Un paso más y basta. Precisamente porque en el estar inmersos en el mundo el ser se nos oculta dando espacio al ente, hay ya una tendencia en la experiencia del ser a que este, el ser mismo, sea olvidado y creamos que solo hay ente, solo entes por todas partes. En ese caso, ya no mantenemos en el fondo aquella experiencia que tuvimos de tan niños o cuando el hombre primordial arribó a un inmenso y espectacular lugar de la naturaleza: aquella experiencia del hay ser, y el ser se expresa en este ente, miro al ente y el ser no se desvanece, permanece una y otra vez como "ser ocultándose" en el mismo acto de abrir el espacio al ente.
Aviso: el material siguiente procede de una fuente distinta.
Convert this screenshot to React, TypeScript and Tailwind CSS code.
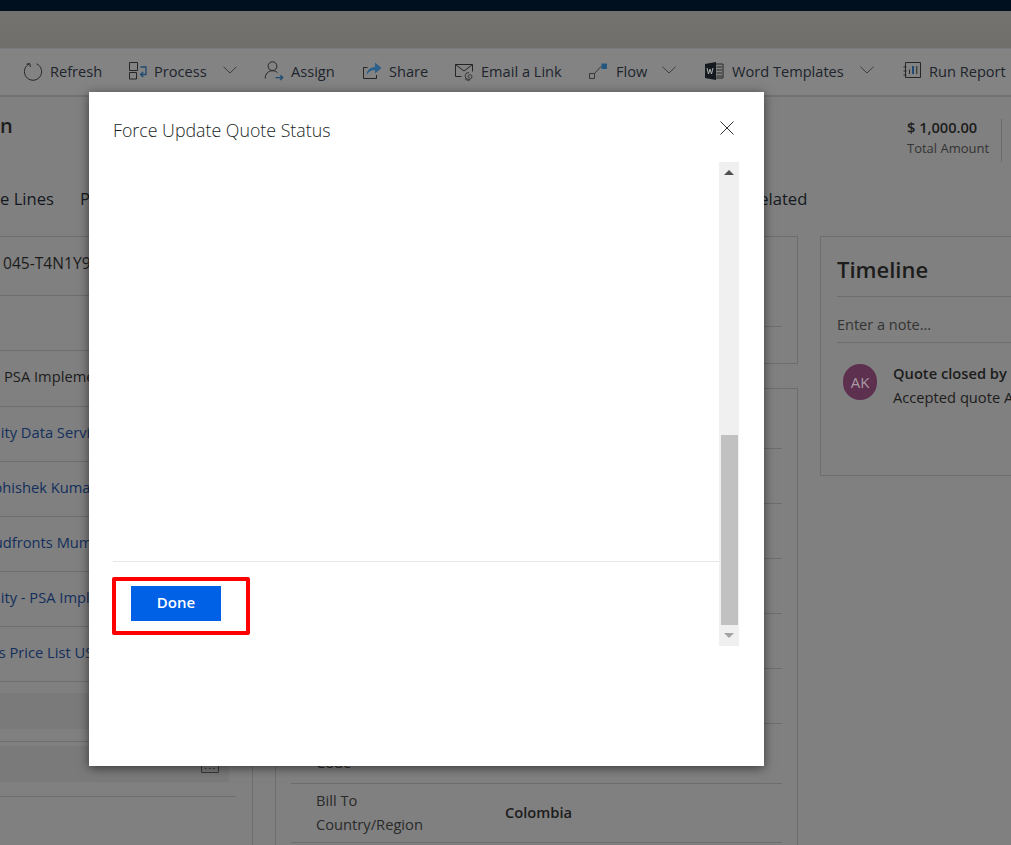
import { ReactNode } from 'react';

const ICON = 'h-[20px] w-[20px] shrink-0 overflow-visible';
const LINE = '#262626';
const ACCENT = '#1d4b73';

function ToolItem({
  icon,
  label,
  className,
  labelClass,
  chevronClass,
}: {
  icon: ReactNode;
  label: string;
  className: string;
  labelClass: string;
  chevronClass?: string;
}) {
  return (
    <div className={`flex shrink-0 items-center ${className}`}>
      {icon}
      <span className={`whitespace-nowrap text-[14.6px] text-[#20242c] ${labelClass}`}>{label}</span>
      {chevronClass && (
        <svg viewBox="0 0 14 8" className={`-mt-[3px] h-[8px] w-[14px] shrink-0 ${chevronClass}`} fill="none" stroke="#3d3d3d">
          <path d="M.5.8 7 7 13.5.8" />
        </svg>
      )}
    </div>
  );
}

const leftRows = [
  { h: 'h-[59px]', text: '045-T4N1Y9', cls: 'ml-[3px] text-[15.6px] text-[#1c1c1c]' },
  { h: 'h-[55px]', text: '', cls: '' },
  { h: 'h-[56px]', text: 'PSA Implementation', cls: 'ml-[4px] text-[#1c1c1c]' },
  { h: 'h-[55px]', text: 'Unity Data Services', cls: '-ml-[19px] text-[#132f5c]' },
  { h: 'h-[55px]', text: 'Abhishek Kumar', cls: '-ml-[16px] text-[#132f5c]' },
  { h: 'h-[55px]', text: 'Cloudfronts Mumbai', cls: '-ml-[28px] text-[#132f5c]' },
  { h: 'h-[55px]', text: 'Unity - PSA Implementation', cls: '-ml-[19px] text-[#132f5c]' },
  { h: 'h-[55px]', text: 'Services Price List USD', cls: '-ml-[50px] text-[#132f5c]' },
];

const rowLines = ['h-[60px]', 'h-[55px]', 'h-[55px]', 'h-[55px]', 'h-[55px]', 'h-[55px]'];

export default function App() {
  return (
    <div
      className="relative h-[845px] w-[1011px] overflow-hidden bg-[#808080] text-[#1c1c1c]"
      style={{ fontFamily: '"Open Sans", "Noto Sans", sans-serif' }}
    >
      <div className="h-[11px] bg-[#00101f]" />
      <div className="h-[37px] bg-gradient-to-b from-[#75736f] to-[#706f6c]" />

      <div className="flex h-[47px] items-center border-t border-[#787b80] bg-[#838383] pb-[1px] pl-[23px]">
        <ToolItem
          className="w-[105px]"
          labelClass="ml-[7px]"
          label="Refresh"
          icon={
            <svg viewBox="0 0 20 20" className={ICON} fill="none" stroke={LINE}>
              <path d="M6.5 2.8a8.6 8.6 0 1 0 7 0" />
              <path d="M3.5 3.2 6.8 2.6l.6 3.4" />
            </svg>
          }
        />
        <ToolItem
          className="w-[136px]"
          labelClass="ml-[6px]"
          label="Process"
          chevronClass="ml-[16px]"
          icon={
            <svg viewBox="0 0 20 20" className={ICON} fill="none" stroke={LINE}>
              <path d="M1.5 1.5h8v8h-8zM1.5 11.5h7v6.5h-7z" />
              <path d="M12.5 6H18v7.5h-5" stroke={ACCENT} strokeWidth="1.3" />
              <path d="m15.2 11-2.6 2.5 2.6 2.5" stroke={ACCENT} strokeWidth="1.3" />
            </svg>
          }
        />
        <ToolItem
          className="w-[98px]"
          labelClass="ml-[7px]"
          label="Assign"
          icon={
            <svg viewBox="0 0 20 20" className={ICON} fill="none" stroke={LINE}>
              <circle cx="8.5" cy="5.2" r="4.4" />
              <path d="M1.2 17.5c0-4.6 3-7.8 7.3-7.8 2.2 0 3.9.8 5 2" />
              <path d="M11.5 16.6h7M16.2 14.2l2.5 2.4-2.5 2.4" stroke={ACCENT} strokeWidth="1.3" />
            </svg>
          }
        />
        <ToolItem
          className="w-[92px]"
          labelClass="ml-[7px]"
          label="Share"
          icon={
            <svg viewBox="0 0 20 20" className={ICON} fill="none">
              <path d="M5.5 6.5h-4v11h13V14" stroke={LINE} />
              <path d="M4.5 14c.3-4.8 3.6-7.6 8.5-8V1.5L19.5 7 13 12.5V9C9.5 9 6.5 10.8 4.5 14z" fill="#2b5f8c" />
            </svg>
          }
        />
        <ToolItem
          className="w-[134px]"
          labelClass="ml-[7px]"
          label="Email a Link"
          icon={
            <svg viewBox="0 0 20 20" className={ICON} fill="none" stroke={LINE}>
              <path d="M7.5 15.5h-6v-12h17v7" />
              <path d="m1.5 3.5 8.5 6.5 8.5-6.5" />
              <path d="M15 11.5a3.5 3.5 0 1 0 3 4.5 2 2 0 0 0-4-.5 1.2 1.2 0 0 0 2 .8M11 17.5a4 4 0 0 0 5 1.5" stroke="#383838" />
            </svg>
          }
        />
        <ToolItem
          className="w-[116px]"
          labelClass="ml-[8px]"
          label="Flow"
          chevronClass="ml-[15px]"
          icon={
            <svg viewBox="0 0 20 20" className={ICON} fill="none" stroke="#363636">
              <path d="M1.5 12.5h5v5h-5zM6.5 12.5 13 5.5H14" />
              <path d="M13.5 2.5h5.5V8h-5.5z" fill="#24567f" stroke="none" />
            </svg>
          }
        />
        <ToolItem
          className="w-[198px]"
          labelClass="ml-[8px]"
          label="Word Templates"
          chevronClass="ml-[16px]"
          icon={
            <svg viewBox="0 0 20 20" className={ICON}>
              <path d="M11 3h8v14h-8z" fill="none" stroke={LINE} />
              <path d="M12.5 6H18M12.5 9H18M12.5 12H18M12.5 15H18" stroke={LINE} />
              <path d="M1 3 12 1v18L1 17z" fill="#141a20" />
              <path d="m3 7 1.5 6 1.5-5 1.5 5L9 7" fill="none" stroke="#b0b0b0" />
            </svg>
          }
        />
        <ToolItem
          className="w-[110px]"
          labelClass="ml-[7px]"
          label="Run Report"
          icon={
            <svg viewBox="0 0 20 20" className={ICON} fill="none" stroke={LINE}>
              <path d="M3.5 1.5h15v15h-15zM1.5 6h3M1.5 10h3M1.5 14h3" />
              <path d="M7.5 8.5V13" />
              <path d="M11 5v8" stroke={ACCENT} strokeWidth="2" />
              <path d="M14.8 5v8" />
            </svg>
          }
        />
      </div>

      <div className="h-[2px] border-y border-[#727272]" />

      <div className="flex h-[139px] flex-col">
        <div className="flex h-[76px] items-start justify-between">
          <div className="pt-[14px] text-[20px] font-semibold">n</div>
          <div className="flex pt-[20px]">
            <div className="w-[94px]">
              <div className="text-[14.6px] leading-[20px] font-semibold">$ 1,000.00</div>
              <div className="text-[13px] leading-[22px] text-[#333333]">Total Amount</div>
            </div>
            <div className="mt-[2px] h-[43px] w-[1px] border-r border-[#6c6c6c]" />
            <div className="w-[9px]" />
          </div>
        </div>
        <div className="flex h-[63px] items-start pt-[14px] text-[16.6px] whitespace-nowrap text-[#141820]">
          <span>e Lines</span>
          <span className="ml-[26px]">Pricing</span>
          <span className="ml-[627px]">elated</span>
        </div>
      </div>

      <div className="flex items-start text-[14.7px]">
        <div className="h-[615px] w-[253px] shrink-0 border-r border-[#6d6d6d]">
          <div className="mr-[16px] border-t border-[#6d6d6d]">
            {leftRows.map((row, i) => (
              <div key={i} className={`flex items-center border-b border-[#6d6d6d] font-medium whitespace-nowrap ${row.h}`}>
                <span className={`-mt-[4px] ${row.cls}`}>{row.text}</span>
              </div>
            ))}
            <div className="h-[11px]" />
            <div className="mr-[7px] h-[36px] bg-[#7a7a7a]" />
            <div className="h-[13px] border-b border-[#6d6d6d]" />
            <div className="mt-[4px] mr-[7px] flex h-[36px] items-end justify-end bg-[#7a7a7a] pr-[10px] pb-[9px]">
              <svg viewBox="0 0 18 13" className="h-[13px] w-[18px]" fill="none" stroke="#3a3a3a">
                <path d="M.5.5h17v12H.5zM4 8.5h1.5M8 8.5h1.5M12 8.5h1.5" />
              </svg>
            </div>
            <div className="h-[15px] border-b border-[#6d6d6d]" />
          </div>
        </div>

        <div className="ml-[22px] flex w-[523px] shrink-0 flex-col gap-[24px]">
          <div className="h-[128px] border border-[#6d6d6d] px-[15px] pt-[89px]">
            <div className="border-t border-[#6d6d6d]" />
          </div>
          <div className="h-[500px] border border-[#6d6d6d] px-[15px]">
            {rowLines.map((h, i) => (
              <div key={i} className={`border-b border-[#6d6d6d] ${h}`} />
            ))}
            <div className="flex h-[60px] items-center border-b border-[#6d6d6d]">
              <div className="-mt-[7px] w-[214px] pl-[25px] leading-[24px] text-[#2a2a2a]">
                <div>Postal</div>
                <div>Code</div>
              </div>
            </div>
            <div className="flex h-[59px] items-center border-b border-[#6d6d6d]">
              <div className="-mt-[3px] w-[214px] pl-[25px] leading-[24px] text-[#2a2a2a]">
                <div>Bill To</div>
                <div>Country/Region</div>
              </div>
              <div className="-mt-[1px] font-semibold">Colombia</div>
            </div>
          </div>
        </div>

        <div className="ml-[22px] h-[240px] w-[260px] shrink-0 border border-[#6d6d6d] pl-[16px]">
          <div className="flex h-[60px] items-center border-b border-[#6d6d6d] pt-[6px] text-[22px] font-semibold whitespace-nowrap text-[#1c1c1c]">
            Timeline
          </div>
          <div className="flex h-[46px] items-center border-b border-[#6d6d6d] pt-[10px] text-[14.5px] text-[#333333]">Enter a note...</div>
          <div className="flex pt-[21px] pl-[6px] whitespace-nowrap">
            <div className="flex h-[36px] w-[34px] shrink-0 items-center justify-center rounded-full bg-[#5e304f] text-[15px] text-[#a99aa4]">
              AK
            </div>
            <div className="-mt-[3px] ml-[16px] leading-[24px]">
              <div className="font-semibold">Quote closed by</div>
              <div>Accepted quote A</div>
            </div>
          </div>
        </div>
      </div>

      <div className="absolute top-[92px] left-[89px] flex h-[674px] w-[675px] flex-col bg-white shadow-[0_2px_10px_rgba(0,0,0,0.55)]">
        <div className="flex h-[70px] items-start justify-between pt-[25px] pr-[30px] pl-[24px]">
          <h1 className="text-[17.8px] leading-[26px] font-light text-[#201f1e]">Force Update Quote Status</h1>
          <svg viewBox="0 0 14 14" className="mt-[4px] h-[14px] w-[14px]" fill="none" stroke="#333333">
            <path d="m.5.5 13 13M13.5.5l-13 13" />
          </svg>
        </div>
        <div className="flex h-[484px] pl-[24px]">
          <div className="flex w-[606px] flex-col justify-end">
            <div className="h-[85px] border-t border-[#e6e6e6] pt-[15px]">
              <div className="-ml-[1px] h-[58px] w-[138px] rounded-[2px] border-[4px] border-[#ff0000] pt-[5px] pl-[15px]">
                <button className="block h-[35px] w-[90px] bg-[#0060e6] pb-[2px] text-[15px] font-semibold text-white">Done</button>
              </div>
            </div>
          </div>
          <div className="flex w-[20px] flex-col items-center bg-[#f0f0f0]">
            <div className="flex h-[20px] items-center">
              <div className="h-0 w-0 border-x-[5px] border-b-[5px] border-x-transparent border-b-[#505050]" />
            </div>
            <div className="mt-[253px] ml-[1px] h-[190px] w-[17px] bg-[#c1c1c1]" />
            <div className="flex h-[21px] items-center">
              <div className="h-0 w-0 border-x-[5px] border-t-[5px] border-x-transparent border-t-[#a3a3a3]" />
            </div>
          </div>
        </div>
      </div>
    </div>
  );
}
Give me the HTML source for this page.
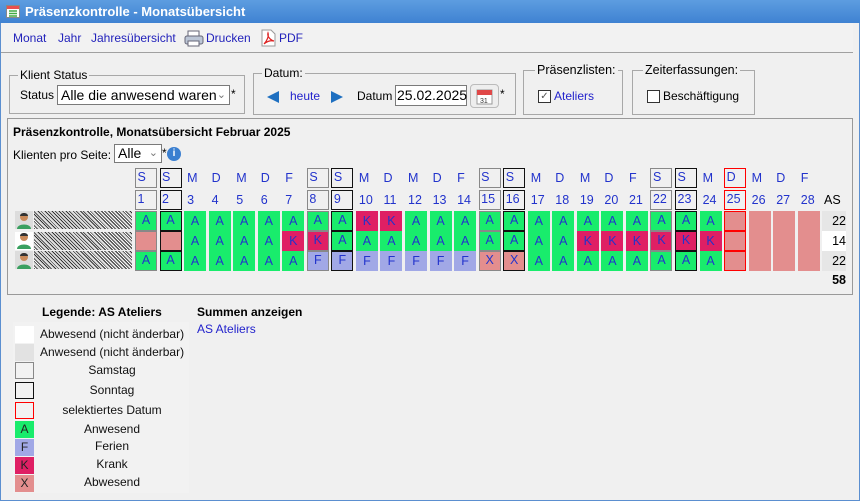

En tal caso ocurre, más bien, que el ser humano empieza a desligarse de la experiencia del ser, a olvidarla, a sepultarla en una nube de polvo tan espesa que se llega a experimentar, profundamente esto: "hay ente y nada más que ente; hay entes y el resto es nada".

¿Y qué puede ocurrir con un ser humano que olvida el ser y vive con la experiencia "ente y no más que ente"? Ocurre que ese ser humano pierde su ser (preguntarse por el ser), pierde su inteligencia y se liga solo al ente. Ligarse solo al ente es tenerlo, poseerlo, atraparlo, acumularlo. El ser humano olvida su propio ser y resulta que este ser humano, tan lejos de sí mismo, se yergue ahora entre los entes y proclama: "soy el dueño del ente". El olvido del ser conduce al enseñoreamiento del hombre sobre la totalidad de lo exist-ente. La Tierra -se dice entonces- es del hombre; y es del hombre el conjunto de los animales y seres vivos; y es del hombre el destino de todas las cosas. Ese hombre que ha perdido su ser se envanece, convirtiéndose en un ser cuyo más preciado afán consiste en dominar lo que lo rodea. De esta actitud básica ya se puede deducir todo lo demás.

Esta es la base del pensamiento de M. Heidegger.